>>>>
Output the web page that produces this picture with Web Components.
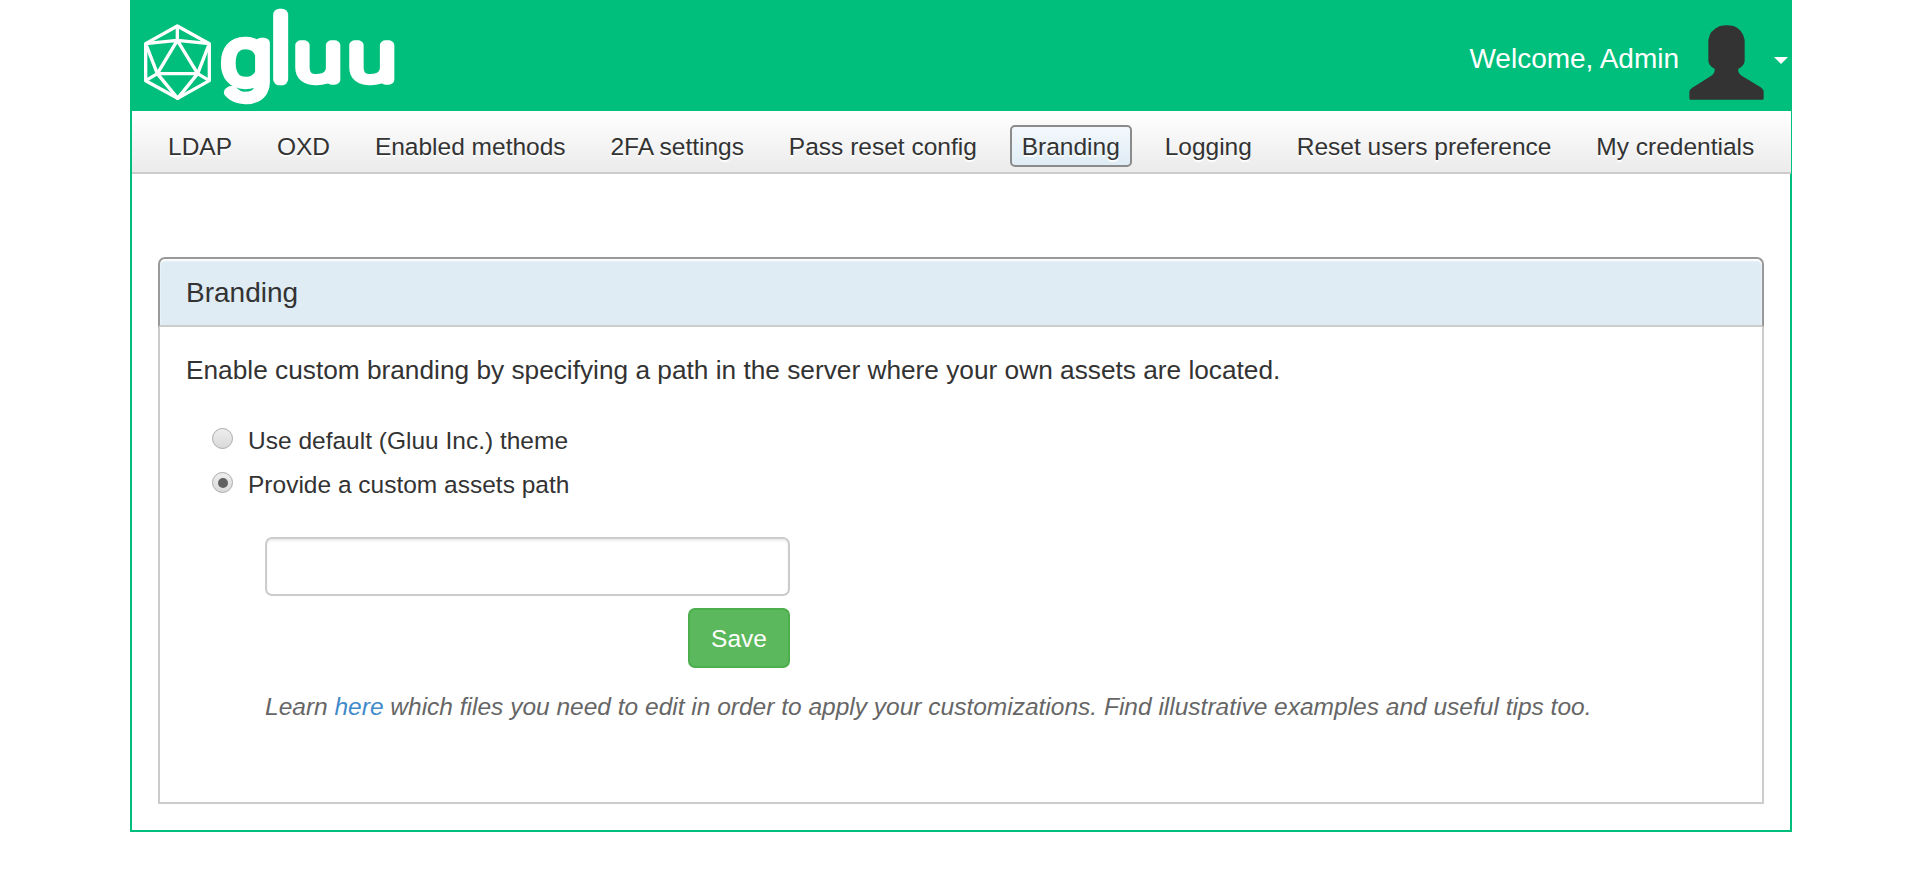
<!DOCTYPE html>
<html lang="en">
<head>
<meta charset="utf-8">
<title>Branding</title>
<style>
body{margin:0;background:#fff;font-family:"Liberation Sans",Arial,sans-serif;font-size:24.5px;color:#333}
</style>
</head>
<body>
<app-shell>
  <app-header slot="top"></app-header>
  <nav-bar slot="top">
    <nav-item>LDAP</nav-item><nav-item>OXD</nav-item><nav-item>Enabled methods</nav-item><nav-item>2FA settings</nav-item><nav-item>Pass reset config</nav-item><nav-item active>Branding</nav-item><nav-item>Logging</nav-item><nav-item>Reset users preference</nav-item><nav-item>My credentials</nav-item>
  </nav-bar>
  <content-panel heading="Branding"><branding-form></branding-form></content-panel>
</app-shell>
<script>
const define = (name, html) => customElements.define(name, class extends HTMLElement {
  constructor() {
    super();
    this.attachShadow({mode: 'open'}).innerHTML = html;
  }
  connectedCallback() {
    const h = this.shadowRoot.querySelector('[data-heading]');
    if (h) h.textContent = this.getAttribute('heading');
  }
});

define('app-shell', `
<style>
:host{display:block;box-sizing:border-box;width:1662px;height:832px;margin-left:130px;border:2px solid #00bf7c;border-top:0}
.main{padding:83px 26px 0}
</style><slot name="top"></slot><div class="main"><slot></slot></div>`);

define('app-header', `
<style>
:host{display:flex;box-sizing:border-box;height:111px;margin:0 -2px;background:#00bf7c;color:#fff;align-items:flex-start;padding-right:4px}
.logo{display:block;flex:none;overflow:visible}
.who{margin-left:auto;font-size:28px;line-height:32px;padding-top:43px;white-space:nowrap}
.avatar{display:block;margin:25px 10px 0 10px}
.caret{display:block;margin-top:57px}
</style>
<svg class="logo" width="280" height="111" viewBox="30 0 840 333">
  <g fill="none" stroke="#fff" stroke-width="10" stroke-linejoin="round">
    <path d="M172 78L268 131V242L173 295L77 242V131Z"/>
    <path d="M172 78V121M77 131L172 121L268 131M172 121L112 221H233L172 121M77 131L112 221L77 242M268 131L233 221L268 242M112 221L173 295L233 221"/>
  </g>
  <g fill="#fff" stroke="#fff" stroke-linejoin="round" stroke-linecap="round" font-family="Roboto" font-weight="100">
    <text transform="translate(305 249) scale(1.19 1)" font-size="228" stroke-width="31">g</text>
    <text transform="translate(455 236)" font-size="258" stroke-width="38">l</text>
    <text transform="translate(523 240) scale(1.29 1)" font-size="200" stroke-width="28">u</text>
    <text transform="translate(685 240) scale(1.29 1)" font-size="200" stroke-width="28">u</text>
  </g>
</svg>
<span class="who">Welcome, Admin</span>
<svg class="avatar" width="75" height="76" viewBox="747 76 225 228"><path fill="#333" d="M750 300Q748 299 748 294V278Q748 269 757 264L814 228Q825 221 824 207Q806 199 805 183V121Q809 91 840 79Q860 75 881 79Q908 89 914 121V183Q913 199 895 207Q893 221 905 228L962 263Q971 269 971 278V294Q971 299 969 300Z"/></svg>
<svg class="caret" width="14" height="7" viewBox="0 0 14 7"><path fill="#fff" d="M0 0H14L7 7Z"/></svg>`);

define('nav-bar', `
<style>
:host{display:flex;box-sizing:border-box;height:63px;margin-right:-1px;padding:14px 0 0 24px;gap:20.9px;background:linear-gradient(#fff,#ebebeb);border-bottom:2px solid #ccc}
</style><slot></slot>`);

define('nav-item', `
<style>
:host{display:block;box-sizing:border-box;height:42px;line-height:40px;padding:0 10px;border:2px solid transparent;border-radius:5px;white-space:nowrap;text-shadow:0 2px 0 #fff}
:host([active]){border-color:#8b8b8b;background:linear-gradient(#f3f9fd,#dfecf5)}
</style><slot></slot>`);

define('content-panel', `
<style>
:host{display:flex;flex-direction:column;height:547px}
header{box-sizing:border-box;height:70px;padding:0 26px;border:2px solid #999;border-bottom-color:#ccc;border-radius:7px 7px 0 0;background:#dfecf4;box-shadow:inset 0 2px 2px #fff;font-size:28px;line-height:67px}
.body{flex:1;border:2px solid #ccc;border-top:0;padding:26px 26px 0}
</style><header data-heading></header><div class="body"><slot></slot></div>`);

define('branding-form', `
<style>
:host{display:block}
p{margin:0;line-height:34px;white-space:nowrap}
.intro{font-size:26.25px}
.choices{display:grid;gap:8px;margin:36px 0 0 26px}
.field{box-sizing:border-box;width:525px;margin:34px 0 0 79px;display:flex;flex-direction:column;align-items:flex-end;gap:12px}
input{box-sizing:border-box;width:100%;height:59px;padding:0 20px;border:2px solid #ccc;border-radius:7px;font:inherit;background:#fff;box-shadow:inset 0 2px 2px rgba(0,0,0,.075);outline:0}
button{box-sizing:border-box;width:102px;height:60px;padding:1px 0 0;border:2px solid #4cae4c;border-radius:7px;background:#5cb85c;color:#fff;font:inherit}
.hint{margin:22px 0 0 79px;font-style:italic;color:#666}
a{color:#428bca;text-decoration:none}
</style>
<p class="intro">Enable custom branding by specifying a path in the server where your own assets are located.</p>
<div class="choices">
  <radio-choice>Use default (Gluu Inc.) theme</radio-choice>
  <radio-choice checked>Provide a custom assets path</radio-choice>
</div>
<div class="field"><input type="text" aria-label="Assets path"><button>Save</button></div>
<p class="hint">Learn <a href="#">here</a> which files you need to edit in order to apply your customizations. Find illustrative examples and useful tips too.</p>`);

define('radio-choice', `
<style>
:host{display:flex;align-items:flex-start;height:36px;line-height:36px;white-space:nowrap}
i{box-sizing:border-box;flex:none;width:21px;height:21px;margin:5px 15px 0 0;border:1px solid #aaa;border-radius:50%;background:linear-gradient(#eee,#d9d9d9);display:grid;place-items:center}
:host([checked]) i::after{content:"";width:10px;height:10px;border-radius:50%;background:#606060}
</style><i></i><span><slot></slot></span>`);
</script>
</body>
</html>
<<<<
TO DO:
Omitting all images, print the listing exactly.

THE RESULT:
Output the web page that produces this picture with Web Components.
<!DOCTYPE html>
<html lang="en">
<head>
<meta charset="utf-8">
<title>Branding</title>
<style>
body{margin:0;background:#fff;font-family:"Liberation Sans",Arial,sans-serif;font-size:24.5px;color:#333}
</style>
</head>
<body>
<app-shell>
  <app-header slot="top"></app-header>
  <nav-bar slot="top">
    <nav-item>LDAP</nav-item><nav-item>OXD</nav-item><nav-item>Enabled methods</nav-item><nav-item>2FA settings</nav-item><nav-item>Pass reset config</nav-item><nav-item active>Branding</nav-item><nav-item>Logging</nav-item><nav-item>Reset users preference</nav-item><nav-item>My credentials</nav-item>
  </nav-bar>
  <content-panel heading="Branding"><branding-form></branding-form></content-panel>
</app-shell>
<script>
const define = (name, html) => customElements.define(name, class extends HTMLElement {
  constructor() {
    super();
    this.attachShadow({mode: 'open'}).innerHTML = html;
  }
  connectedCallback() {
    const h = this.shadowRoot.querySelector('[data-heading]');
    if (h) h.textContent = this.getAttribute('heading');
  }
});

define('app-shell', `
<style>
:host{display:block;box-sizing:border-box;width:1662px;height:832px;margin-left:130px;border:2px solid #00bf7c;border-top:0}
.main{padding:83px 26px 0}
</style><slot name="top"></slot><div class="main"><slot></slot></div>`);

define('app-header', `
<style>
:host{display:flex;box-sizing:border-box;height:111px;margin:0 -2px;background:#00bf7c;color:#fff;align-items:flex-start;padding-right:4px}
.logo{display:block;flex:none;overflow:visible}
.who{margin-left:auto;font-size:28px;line-height:32px;padding-top:43px;white-space:nowrap}
.avatar{display:block;margin:25px 10px 0 10px}
.caret{display:block;margin-top:57px}
</style>
<svg class="logo" width="280" height="111" viewBox="30 0 840 333">
  <g fill="none" stroke="#fff" stroke-width="10" stroke-linejoin="round">
    <path d="M172 78L268 131V242L173 295L77 242V131Z"/>
    <path d="M172 78V121M77 131L172 121L268 131M172 121L112 221H233L172 121M77 131L112 221L77 242M268 131L233 221L268 242M112 221L173 295L233 221"/>
  </g>
  <g fill="#fff" stroke="#fff" stroke-linejoin="round" stroke-linecap="round" font-family="Roboto" font-weight="100">
    <text transform="translate(305 249) scale(1.19 1)" font-size="228" stroke-width="31">g</text>
    <text transform="translate(455 236)" font-size="258" stroke-width="38">l</text>
    <text transform="translate(523 240) scale(1.29 1)" font-size="200" stroke-width="28">u</text>
    <text transform="translate(685 240) scale(1.29 1)" font-size="200" stroke-width="28">u</text>
  </g>
</svg>
<span class="who">Welcome, Admin</span>
<svg class="avatar" width="75" height="76" viewBox="747 76 225 228"><path fill="#333" d="M750 300Q748 299 748 294V278Q748 269 757 264L814 228Q825 221 824 207Q806 199 805 183V121Q809 91 840 79Q860 75 881 79Q908 89 914 121V183Q913 199 895 207Q893 221 905 228L962 263Q971 269 971 278V294Q971 299 969 300Z"/></svg>
<svg class="caret" width="14" height="7" viewBox="0 0 14 7"><path fill="#fff" d="M0 0H14L7 7Z"/></svg>`);

define('nav-bar', `
<style>
:host{display:flex;box-sizing:border-box;height:63px;margin-right:-1px;padding:14px 0 0 24px;gap:20.9px;background:linear-gradient(#fff,#ebebeb);border-bottom:2px solid #ccc}
</style><slot></slot>`);

define('nav-item', `
<style>
:host{display:block;box-sizing:border-box;height:42px;line-height:40px;padding:0 10px;border:2px solid transparent;border-radius:5px;white-space:nowrap;text-shadow:0 2px 0 #fff}
:host([active]){border-color:#8b8b8b;background:linear-gradient(#f3f9fd,#dfecf5)}
</style><slot></slot>`);

define('content-panel', `
<style>
:host{display:flex;flex-direction:column;height:547px}
header{box-sizing:border-box;height:70px;padding:0 26px;border:2px solid #999;border-bottom-color:#ccc;border-radius:7px 7px 0 0;background:#dfecf4;box-shadow:inset 0 2px 2px #fff;font-size:28px;line-height:67px}
.body{flex:1;border:2px solid #ccc;border-top:0;padding:26px 26px 0}
</style><header data-heading></header><div class="body"><slot></slot></div>`);

define('branding-form', `
<style>
:host{display:block}
p{margin:0;line-height:34px;white-space:nowrap}
.intro{font-size:26.25px}
.choices{display:grid;gap:8px;margin:36px 0 0 26px}
.field{box-sizing:border-box;width:525px;margin:34px 0 0 79px;display:flex;flex-direction:column;align-items:flex-end;gap:12px}
input{box-sizing:border-box;width:100%;height:59px;padding:0 20px;border:2px solid #ccc;border-radius:7px;font:inherit;background:#fff;box-shadow:inset 0 2px 2px rgba(0,0,0,.075);outline:0}
button{box-sizing:border-box;width:102px;height:60px;padding:1px 0 0;border:2px solid #4cae4c;border-radius:7px;background:#5cb85c;color:#fff;font:inherit}
.hint{margin:22px 0 0 79px;font-style:italic;color:#666}
a{color:#428bca;text-decoration:none}
</style>
<p class="intro">Enable custom branding by specifying a path in the server where your own assets are located.</p>
<div class="choices">
  <radio-choice>Use default (Gluu Inc.) theme</radio-choice>
  <radio-choice checked>Provide a custom assets path</radio-choice>
</div>
<div class="field"><input type="text" aria-label="Assets path"><button>Save</button></div>
<p class="hint">Learn <a href="#">here</a> which files you need to edit in order to apply your customizations. Find illustrative examples and useful tips too.</p>`);

define('radio-choice', `
<style>
:host{display:flex;align-items:flex-start;height:36px;line-height:36px;white-space:nowrap}
i{box-sizing:border-box;flex:none;width:21px;height:21px;margin:5px 15px 0 0;border:1px solid #aaa;border-radius:50%;background:linear-gradient(#eee,#d9d9d9);display:grid;place-items:center}
:host([checked]) i::after{content:"";width:10px;height:10px;border-radius:50%;background:#606060}
</style><i></i><span><slot></slot></span>`);
</script>
</body>
</html>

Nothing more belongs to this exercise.